Edinburgh’s Manipulate festival: rubbery robot Swan Lake leads celebration of the unexpected

Do the robot … Ugo Dehaes’s Simple Machines
Do the robot … Ugo Dehaes’s Simple Machines
Photograph: PR

You can rely on Edinburgh’s Manipulate festival to give you something you have never seen before. This year, it comes in the form of Simple Machines (★★★★☆), an opening weekend treat by Belgian choreographer Ugo Dehaes. His shtick is that it has become too expensive to employ dancers in his company Kwaad Bloed so he has followed the lead of big business and done away with them.

Just as Amazon embraces automation and supermarkets use self-service tills to make us do their work, so Dehaes has created a robot corps de ballet and got his audiences to develop their moves. We sit around a table to watch these dancing robots, some like snakes, others crabs, with rubbery flesh or mounds of black hair.

In a wry commentary on our brave new world, they are clunky and malfunctioning. And yet, in a culminating Swan Lake sequence, in which synchronised metal arms swing down over skittering insect dancers, they also have a mesmerising mechanical beauty.

Gothic romp … Sofie Krog’s The House.
Gothic romp … Sofie Krog’s The House. Photograph: Jakob Eskildsen

It is a quirky delight, as is Envahisseurs (Invaders) (★★★☆☆), a 25-minute miniature by Olivier Rannou for Compagnie Bakélite. With his heavy eyes and pouting lip, the French performer looks like an alien squeezed uncomfortably into a human body as he plays out a table-top re-enactment of a 1950s UFO invasion. It is all briefcases, flying saucers and paranoia; very funny in its pyrotechnic invention and the landing of a jelly-like extraterrestrial.

Also playing with genre, albeit with less wit, is The House (★★☆☆☆), a teen-friendly puppet show by Denmark’s Sofie Krog theatre. Set in a rickety mansion – all flapping curtains and interior shadows – it is a gothic romp involving a forged will, a resourceful dog and a series of axe attacks. So far so daft, but there are too few visual surprises to offset the story’s silliness.

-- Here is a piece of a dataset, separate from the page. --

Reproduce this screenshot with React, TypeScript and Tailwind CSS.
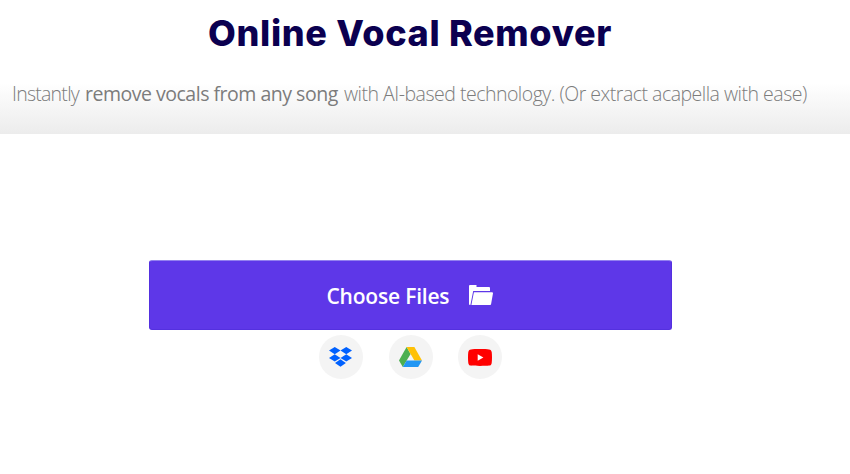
import type { ReactNode } from "react";

function FolderIcon() {
  return (
    <svg width="24" height="20" viewBox="0 0 24 20" fill="white">
      <path d="M0 1a1 1 0 0 1 1-1h6.5v2H20a1 1 0 0 1 1 1v3H4.2L1.4 20H1a1 1 0 0 1-1-1z" />
      <path d="M4.9 7.2H23a1 1 0 0 1 1 1.1l-1.9 10.8a1 1 0 0 1-1 .9H2.4z" />
    </svg>
  );
}

function DropboxIcon() {
  return (
    <svg className="mr-px" width="23" height="20" viewBox="0 0 23 20" fill="#0061ff">
      <path d="M5.75 0 11.5 3.6 5.75 7.2 0 3.6z" />
      <path d="M17.25 0 23 3.6l-5.75 3.6-5.75-3.6z" />
      <path d="m5.75 7.3 5.75 3.6-5.75 3.6L0 10.9z" />
      <path d="M17.25 7.3 23 10.9l-5.75 3.6-5.75-3.6z" />
      <path d="m11.5 12.2 5.4 3.8-5.4 3.8L6 16z" />
    </svg>
  );
}

function DriveIcon() {
  return (
    <svg width="23" height="20" viewBox="0 0 23 20">
      <path fill="#4caf50" d="M7.6 0 11.6 7 3.8 20 0 13.4z" />
      <path fill="#ffc107" d="M7.6 0h7.8L23 13.4h-7.6z" />
      <path fill="#2196f3" d="M7.6 13.4H23L19.2 20H3.8z" />
    </svg>
  );
}

function YoutubeIcon() {
  return (
    <svg width="24" height="17" viewBox="0 0 24 17">
      <path
        fill="#ff0000"
        d="M3 .4C6 0 18 0 21 .4c1.6.2 2.5 1.1 2.7 2.7.4 3 .4 7.8 0 10.8-.2 1.6-1.1 2.5-2.7 2.7-3 .4-15 .4-18 0C1.4 16.4.5 15.5.3 13.9c-.4-3-.4-7.8 0-10.8C.5 1.5 1.4.6 3 .4z"
      />
      <path fill="white" d="M9.7 5.2v6.6l5.7-3.3z" />
    </svg>
  );
}

function SourceButton({ label, children }: { label: string; children: ReactNode }) {
  return (
    <button
      aria-label={label}
      className="flex h-11 w-11 items-center justify-center rounded-full bg-[#f4f4f4]"
    >
      {children}
    </button>
  );
}

export default function App() {
  return (
    <div className="h-[474px] w-[850px] overflow-hidden bg-white">
      <header className="h-[134px] bg-linear-to-b from-white from-62% to-[#ececec] pt-[9px]">
        <h1 className="w-[820px] text-center font-['Inter',sans-serif] text-[36px] leading-[48px] font-extrabold tracking-[0.67px] whitespace-nowrap text-[#0b0050]">
          Online Vocal Remover
        </h1>
        <p className="mt-[23px] flex pl-3 font-['Open_Sans',sans-serif] text-[19.5px] leading-7 font-light whitespace-nowrap text-[#7c7c7c]">
          <span className="w-[73px] tracking-[-0.75px]">Instantly</span>
          <strong className="w-[259px] font-normal tracking-[-0.49px] text-[#7c7c7c]">
            remove vocals from any song
          </strong>
          <span className="tracking-[-0.5px]">
            with AI-based technology. (Or extract acapella with ease)
          </span>
        </p>
      </header>

      <main className="flex w-[821px] flex-col items-center pt-[126px]">
        <button className="flex h-[70px] w-[523px] items-center justify-center gap-5 rounded-[3px] border border-[#5430df] border-t-[#9381ef] bg-[#5e37e8] pr-0.5 font-['Open_Sans',sans-serif] text-[21px] font-semibold whitespace-nowrap text-white">
          <span className="w-[122px] pt-[3px] text-left tracking-[-0.2px]">Choose Files</span>
          <FolderIcon />
        </button>
        <div className="mt-[5px] flex gap-[25.5px]">
          <SourceButton label="Dropbox">
            <DropboxIcon />
          </SourceButton>
          <SourceButton label="Google Drive">
            <DriveIcon />
          </SourceButton>
          <SourceButton label="YouTube">
            <YoutubeIcon />
          </SourceButton>
        </div>
      </main>
    </div>
  );
}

Al Seed’s Plinth (★★☆☆☆) has the opposite weakness and takes itself far too seriously. Operating in a narrow emotional range, it tries to say something important about the heroic male figure. Seed’s neck flexes, his arms twitch and his ribs ripple in a wordless piece that suggests the fallen of the first world war and the warriors of antiquity. But unless you regard the precision of his performance as an end in itself, it goes to a lot of effort to say very little.

Real rage … Ramesh Meyyappan in Last Rites.
Real rage … Ramesh Meyyappan in Last Rites. Photograph: Jack Offord

By contrast, Ramesh Meyyappan makes his high-precision performance look effortless – even weightless. Last Rites (★★★★☆) is a sumptuous collaboration between the Glasgow performer and George Mann, director of Bristol’s Ad Infinitum. It describes a man’s final parting with his late father, a personal ritual before the traditional Hindu funeral. That could have been sentimental, not least because of the delicacy of Meyyappan’s performance, making you believe in every last fingertip of the dead man’s body. But although the story is fiction, it is invested with a rage that can only be real.

Washing the corpse is an act of tenderness but also a trigger for violent memories, of a son unable to communicate with a father who refused to learn sign language, of an education system that discriminated against him, of a 10-year estrangement, of a grandson cut off from the family line.

With a tremendous score by Akintayo Akinbode and sympathetic lighting by Ali Hunter on Katie Sykes’s elemental set, it is a knotty mix of love and recrimination in which the personal and the political collide.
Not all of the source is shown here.